● TASK OBJECTIVE
Scan the data below. Pull out each line where "that" occurs.

:: RECORDS SUPPLIED

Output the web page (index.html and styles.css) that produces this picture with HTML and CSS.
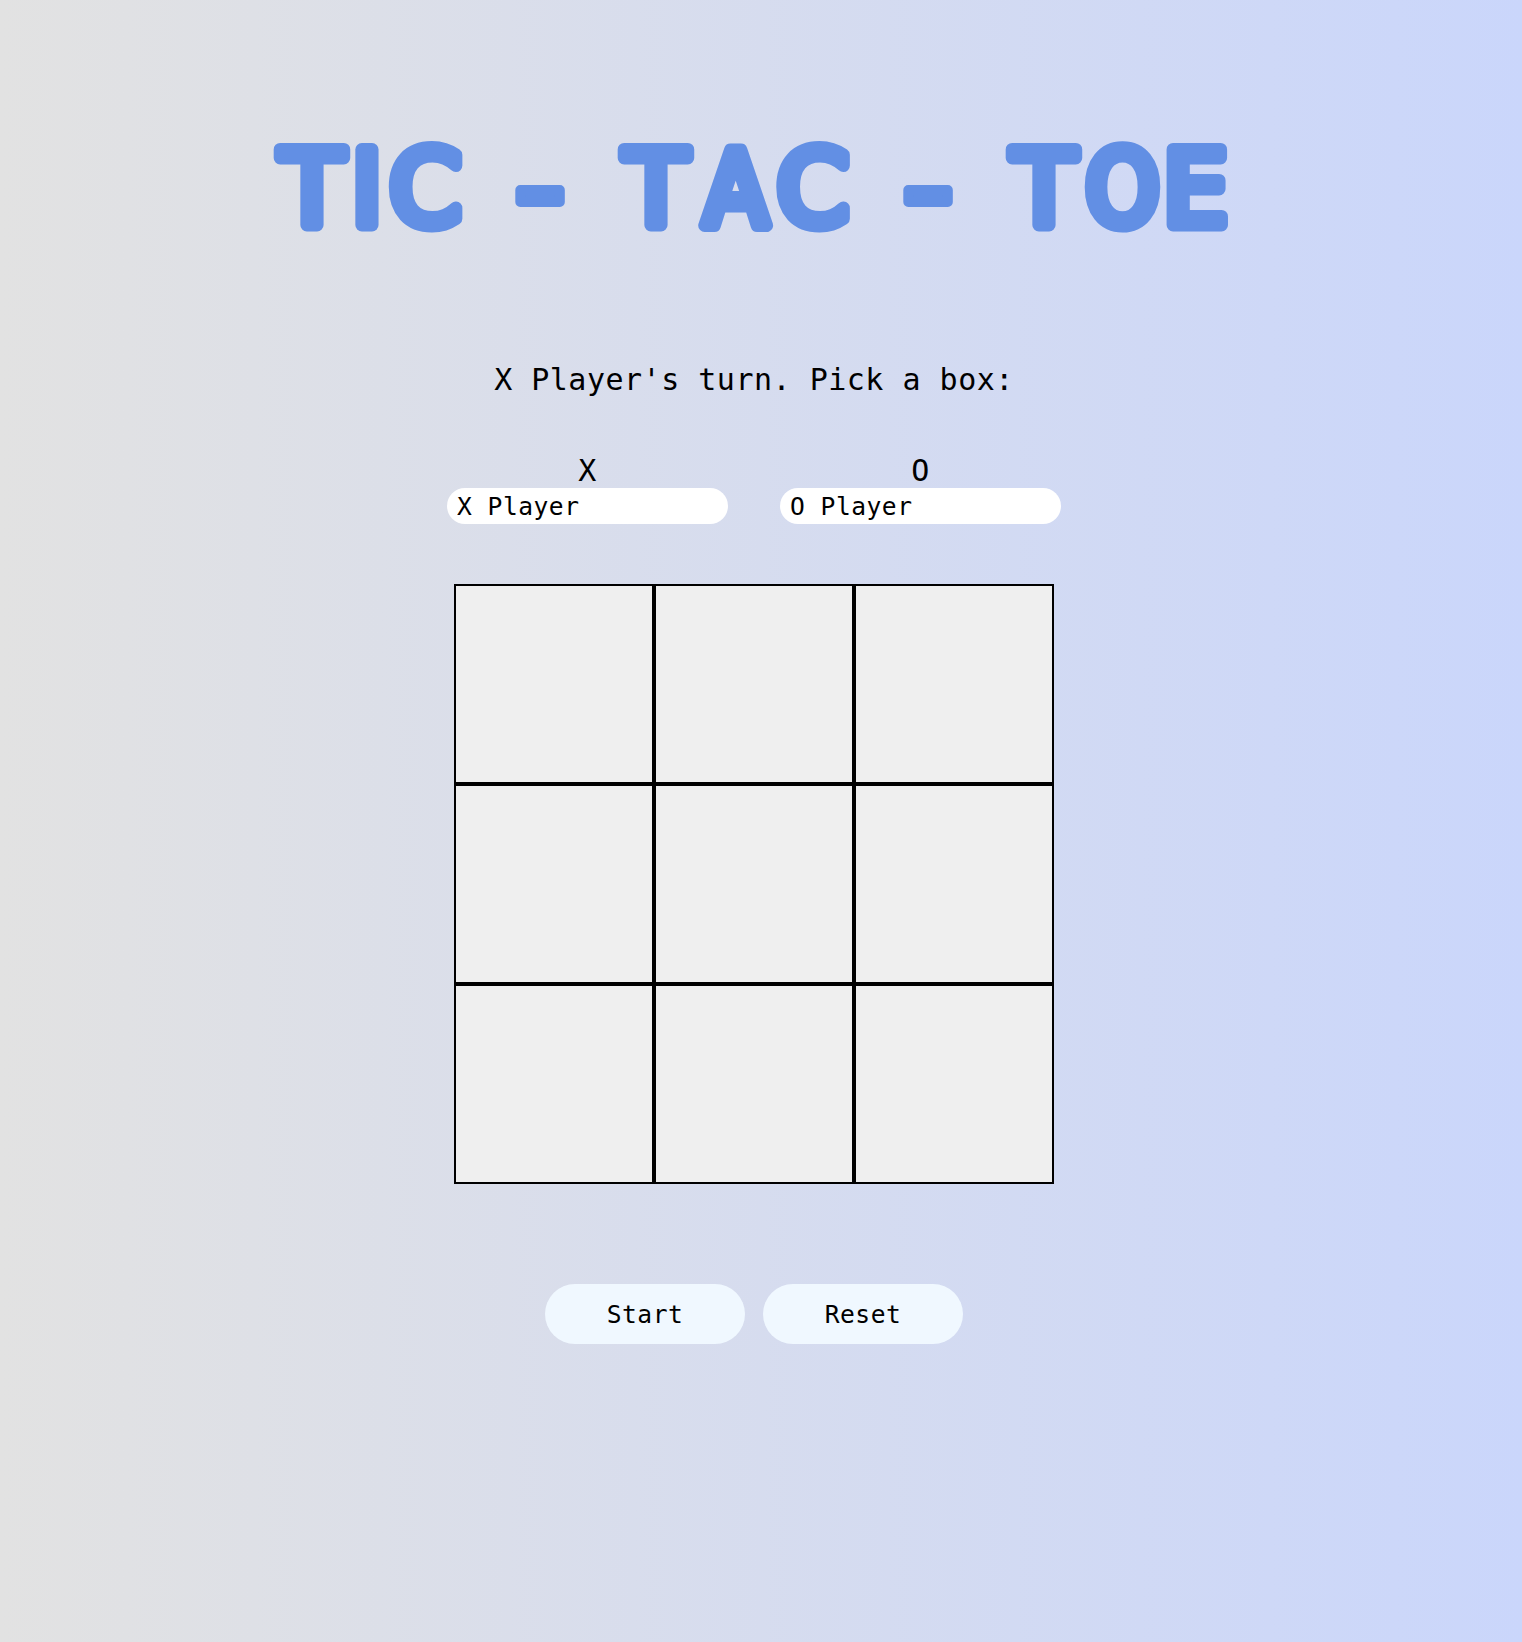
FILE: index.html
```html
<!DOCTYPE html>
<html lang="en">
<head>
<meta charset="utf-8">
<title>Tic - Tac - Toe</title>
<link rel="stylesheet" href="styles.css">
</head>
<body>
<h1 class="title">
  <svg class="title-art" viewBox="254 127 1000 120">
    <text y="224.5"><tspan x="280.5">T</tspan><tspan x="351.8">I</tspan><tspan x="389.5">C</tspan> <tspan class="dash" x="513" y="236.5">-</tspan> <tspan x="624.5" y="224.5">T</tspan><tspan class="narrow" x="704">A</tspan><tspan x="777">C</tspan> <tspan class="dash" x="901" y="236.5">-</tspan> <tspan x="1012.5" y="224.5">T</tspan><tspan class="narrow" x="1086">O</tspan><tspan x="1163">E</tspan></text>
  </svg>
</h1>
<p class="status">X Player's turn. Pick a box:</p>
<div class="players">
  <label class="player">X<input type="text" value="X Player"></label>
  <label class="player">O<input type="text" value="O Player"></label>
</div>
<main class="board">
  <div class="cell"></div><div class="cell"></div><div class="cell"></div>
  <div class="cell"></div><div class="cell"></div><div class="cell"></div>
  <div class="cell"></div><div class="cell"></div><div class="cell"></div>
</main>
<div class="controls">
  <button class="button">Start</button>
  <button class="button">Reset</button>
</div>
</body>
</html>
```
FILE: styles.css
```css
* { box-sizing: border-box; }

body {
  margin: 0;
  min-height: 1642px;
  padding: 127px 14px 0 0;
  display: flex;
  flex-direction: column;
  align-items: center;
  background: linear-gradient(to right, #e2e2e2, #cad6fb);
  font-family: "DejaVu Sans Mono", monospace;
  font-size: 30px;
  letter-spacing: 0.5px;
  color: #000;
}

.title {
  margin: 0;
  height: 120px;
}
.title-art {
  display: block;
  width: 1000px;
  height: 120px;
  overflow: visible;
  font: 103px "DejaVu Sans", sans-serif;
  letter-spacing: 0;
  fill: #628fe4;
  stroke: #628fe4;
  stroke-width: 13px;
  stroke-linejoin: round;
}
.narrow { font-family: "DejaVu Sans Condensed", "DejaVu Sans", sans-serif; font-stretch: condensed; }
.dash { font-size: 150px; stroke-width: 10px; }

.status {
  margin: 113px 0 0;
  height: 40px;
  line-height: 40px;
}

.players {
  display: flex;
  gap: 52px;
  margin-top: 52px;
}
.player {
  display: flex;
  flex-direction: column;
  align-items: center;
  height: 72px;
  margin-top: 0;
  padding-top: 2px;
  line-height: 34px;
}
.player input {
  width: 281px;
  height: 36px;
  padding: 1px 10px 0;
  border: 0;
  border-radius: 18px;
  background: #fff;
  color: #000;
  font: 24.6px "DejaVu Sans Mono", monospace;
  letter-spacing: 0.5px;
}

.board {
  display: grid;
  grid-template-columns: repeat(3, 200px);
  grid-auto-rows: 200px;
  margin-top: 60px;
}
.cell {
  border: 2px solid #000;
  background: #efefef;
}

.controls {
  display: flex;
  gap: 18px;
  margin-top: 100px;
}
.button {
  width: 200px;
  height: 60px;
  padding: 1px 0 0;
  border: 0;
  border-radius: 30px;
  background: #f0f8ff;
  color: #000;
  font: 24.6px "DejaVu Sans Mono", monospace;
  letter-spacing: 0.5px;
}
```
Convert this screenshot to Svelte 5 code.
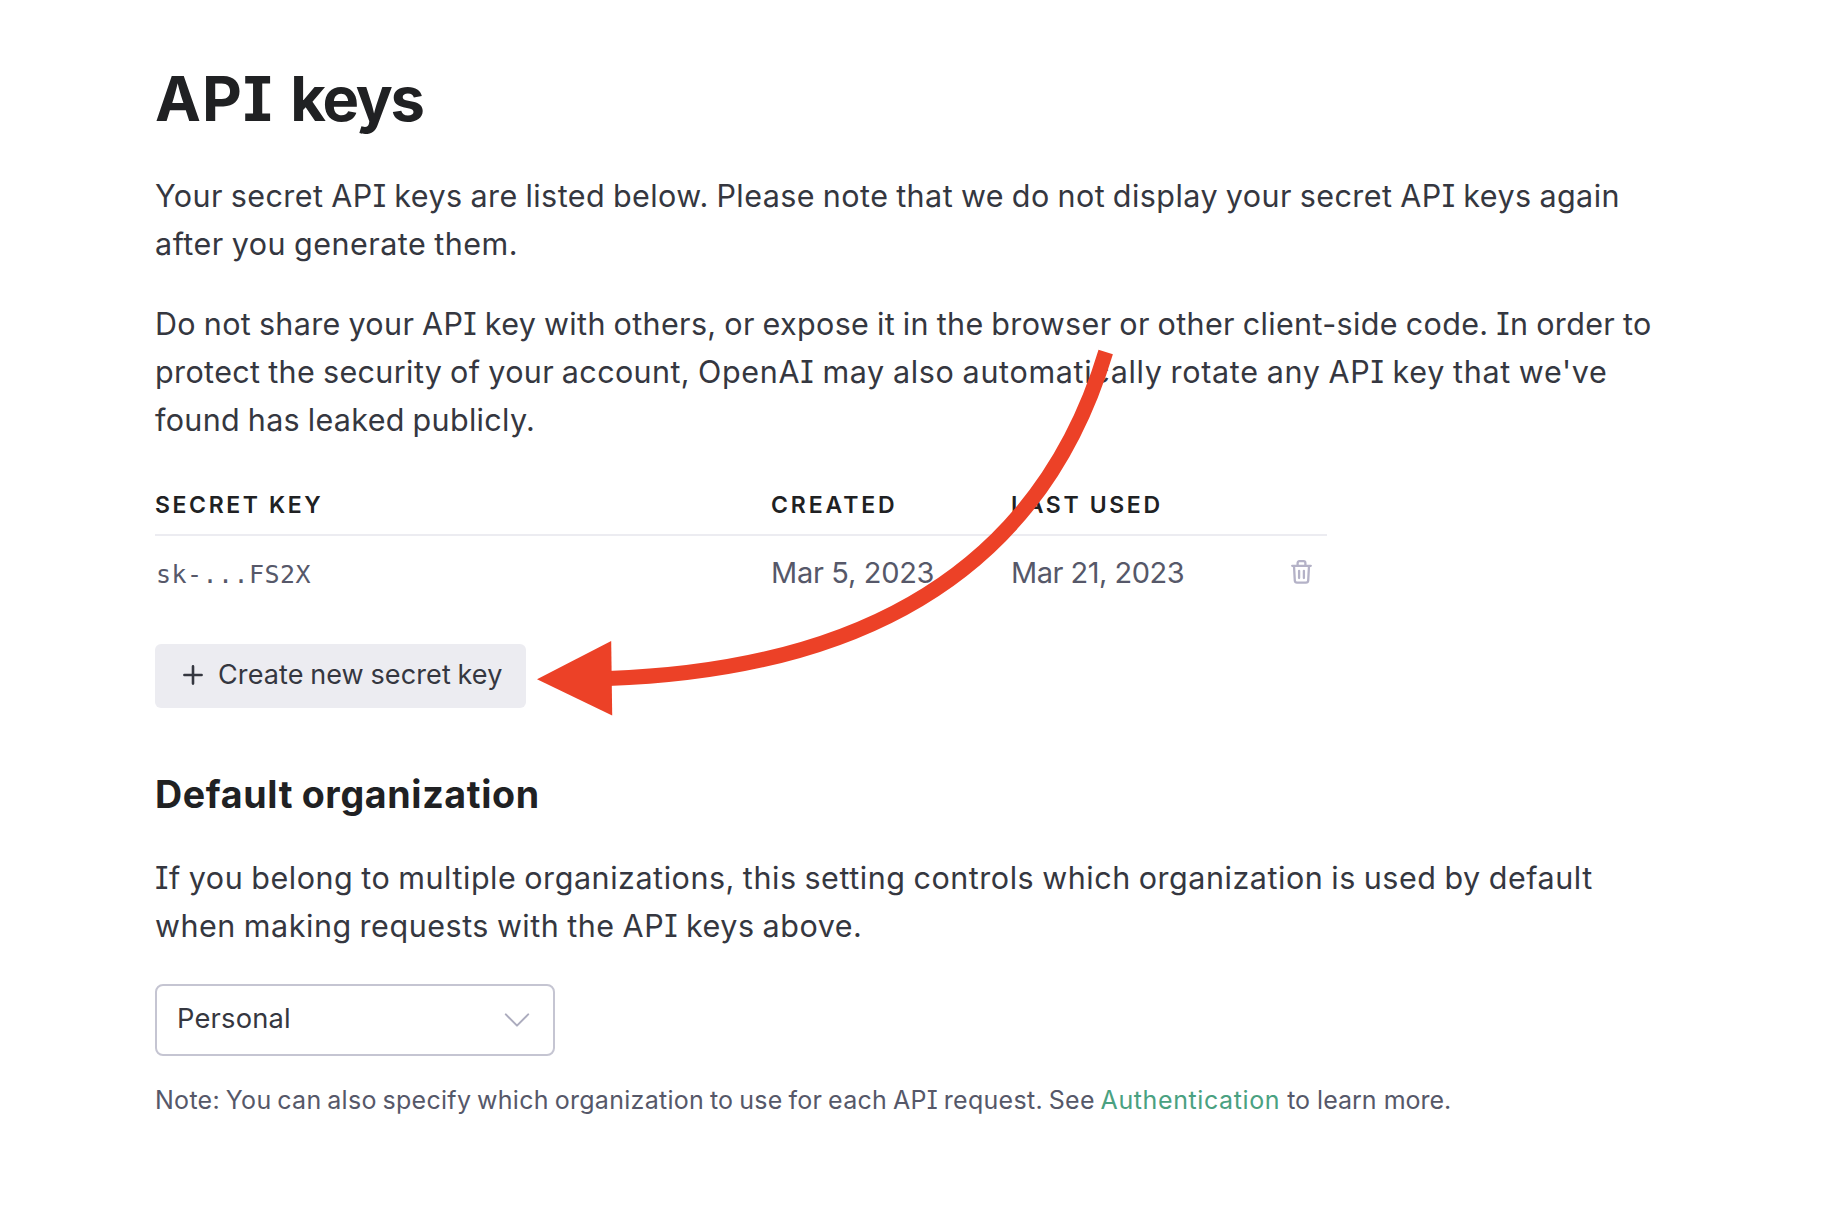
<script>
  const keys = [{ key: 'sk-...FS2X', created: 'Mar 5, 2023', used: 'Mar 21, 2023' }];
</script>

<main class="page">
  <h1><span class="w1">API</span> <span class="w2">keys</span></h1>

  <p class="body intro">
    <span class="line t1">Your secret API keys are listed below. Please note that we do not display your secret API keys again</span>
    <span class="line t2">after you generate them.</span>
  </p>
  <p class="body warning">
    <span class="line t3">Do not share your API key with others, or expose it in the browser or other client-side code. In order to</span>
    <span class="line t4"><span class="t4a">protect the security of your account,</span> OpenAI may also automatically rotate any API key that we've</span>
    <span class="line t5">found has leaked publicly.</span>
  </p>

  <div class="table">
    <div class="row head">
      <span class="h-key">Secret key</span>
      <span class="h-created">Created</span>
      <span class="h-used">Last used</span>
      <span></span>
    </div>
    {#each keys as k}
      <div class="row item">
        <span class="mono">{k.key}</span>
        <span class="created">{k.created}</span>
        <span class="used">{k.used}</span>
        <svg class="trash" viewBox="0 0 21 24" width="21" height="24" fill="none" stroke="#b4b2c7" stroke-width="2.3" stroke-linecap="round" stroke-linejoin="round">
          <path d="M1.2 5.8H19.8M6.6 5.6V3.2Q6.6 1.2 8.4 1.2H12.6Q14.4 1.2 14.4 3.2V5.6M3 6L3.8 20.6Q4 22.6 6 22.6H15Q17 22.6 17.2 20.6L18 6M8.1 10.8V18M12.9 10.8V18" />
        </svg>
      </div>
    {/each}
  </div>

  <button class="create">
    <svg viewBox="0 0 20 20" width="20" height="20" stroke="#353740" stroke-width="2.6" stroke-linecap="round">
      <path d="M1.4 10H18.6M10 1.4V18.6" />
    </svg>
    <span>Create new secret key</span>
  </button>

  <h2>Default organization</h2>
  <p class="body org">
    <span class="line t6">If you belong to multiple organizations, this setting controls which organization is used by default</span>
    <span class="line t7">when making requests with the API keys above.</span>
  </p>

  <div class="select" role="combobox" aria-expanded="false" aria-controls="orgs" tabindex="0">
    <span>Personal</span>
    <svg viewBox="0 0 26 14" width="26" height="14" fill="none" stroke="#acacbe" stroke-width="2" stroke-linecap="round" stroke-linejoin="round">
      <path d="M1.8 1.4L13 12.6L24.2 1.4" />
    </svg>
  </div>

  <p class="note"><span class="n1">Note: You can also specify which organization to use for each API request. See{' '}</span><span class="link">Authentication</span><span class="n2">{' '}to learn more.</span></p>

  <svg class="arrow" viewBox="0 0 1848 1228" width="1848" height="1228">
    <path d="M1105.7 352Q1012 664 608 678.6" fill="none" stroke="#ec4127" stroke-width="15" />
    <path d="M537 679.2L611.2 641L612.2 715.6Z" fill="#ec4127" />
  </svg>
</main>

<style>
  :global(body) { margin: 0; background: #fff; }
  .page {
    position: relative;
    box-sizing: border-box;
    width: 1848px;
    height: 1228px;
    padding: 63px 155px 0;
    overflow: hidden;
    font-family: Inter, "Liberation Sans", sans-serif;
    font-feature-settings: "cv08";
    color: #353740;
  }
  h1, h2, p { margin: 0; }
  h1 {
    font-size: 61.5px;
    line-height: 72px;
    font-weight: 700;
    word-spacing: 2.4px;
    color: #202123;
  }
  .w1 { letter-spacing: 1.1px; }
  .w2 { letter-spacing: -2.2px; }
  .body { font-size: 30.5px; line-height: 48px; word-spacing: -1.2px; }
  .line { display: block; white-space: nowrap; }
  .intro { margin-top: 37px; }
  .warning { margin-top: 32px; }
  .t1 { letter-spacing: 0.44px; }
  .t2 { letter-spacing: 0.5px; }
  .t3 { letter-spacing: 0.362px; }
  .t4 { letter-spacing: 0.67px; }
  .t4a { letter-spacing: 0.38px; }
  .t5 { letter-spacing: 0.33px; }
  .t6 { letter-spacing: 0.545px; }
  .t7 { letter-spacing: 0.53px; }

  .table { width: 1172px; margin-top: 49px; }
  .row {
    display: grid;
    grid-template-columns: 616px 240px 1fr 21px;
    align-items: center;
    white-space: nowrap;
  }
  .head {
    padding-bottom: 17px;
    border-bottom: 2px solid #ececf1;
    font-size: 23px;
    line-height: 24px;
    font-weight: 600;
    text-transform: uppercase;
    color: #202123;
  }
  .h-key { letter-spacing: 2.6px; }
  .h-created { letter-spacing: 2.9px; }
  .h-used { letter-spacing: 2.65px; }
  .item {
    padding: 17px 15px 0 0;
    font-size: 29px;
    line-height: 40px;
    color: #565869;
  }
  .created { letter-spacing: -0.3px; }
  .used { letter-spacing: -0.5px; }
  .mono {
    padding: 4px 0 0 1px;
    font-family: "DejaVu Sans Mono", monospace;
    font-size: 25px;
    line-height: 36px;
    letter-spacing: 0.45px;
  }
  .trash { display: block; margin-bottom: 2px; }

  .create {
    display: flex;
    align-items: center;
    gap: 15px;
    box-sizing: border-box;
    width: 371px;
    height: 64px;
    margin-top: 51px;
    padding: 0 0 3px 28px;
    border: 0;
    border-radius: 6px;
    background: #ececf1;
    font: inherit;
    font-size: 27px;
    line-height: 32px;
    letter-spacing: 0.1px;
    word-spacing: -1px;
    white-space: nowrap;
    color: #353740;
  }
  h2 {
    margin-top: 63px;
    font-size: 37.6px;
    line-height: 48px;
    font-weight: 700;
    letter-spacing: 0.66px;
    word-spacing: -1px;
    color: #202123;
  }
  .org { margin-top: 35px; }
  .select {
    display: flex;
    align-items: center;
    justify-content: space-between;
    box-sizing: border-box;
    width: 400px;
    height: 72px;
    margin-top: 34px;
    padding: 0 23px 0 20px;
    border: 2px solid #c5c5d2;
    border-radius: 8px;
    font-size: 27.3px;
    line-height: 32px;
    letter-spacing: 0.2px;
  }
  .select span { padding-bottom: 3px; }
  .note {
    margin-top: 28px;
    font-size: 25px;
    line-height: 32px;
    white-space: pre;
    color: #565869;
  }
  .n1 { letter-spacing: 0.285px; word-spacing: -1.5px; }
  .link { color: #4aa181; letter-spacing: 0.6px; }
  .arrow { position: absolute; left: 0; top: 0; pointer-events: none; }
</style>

::::

● FINAL ANSWER
Output the web page (index.html and styles.css) that produces this picture with HTML and CSS.
    <span class="line t1">Your secret API keys are listed below. Please note that we do not display your secret API keys again</span>
    <span class="line t4"><span class="t4a">protect the security of your account,</span> OpenAI may also automatically rotate any API key that we've</span>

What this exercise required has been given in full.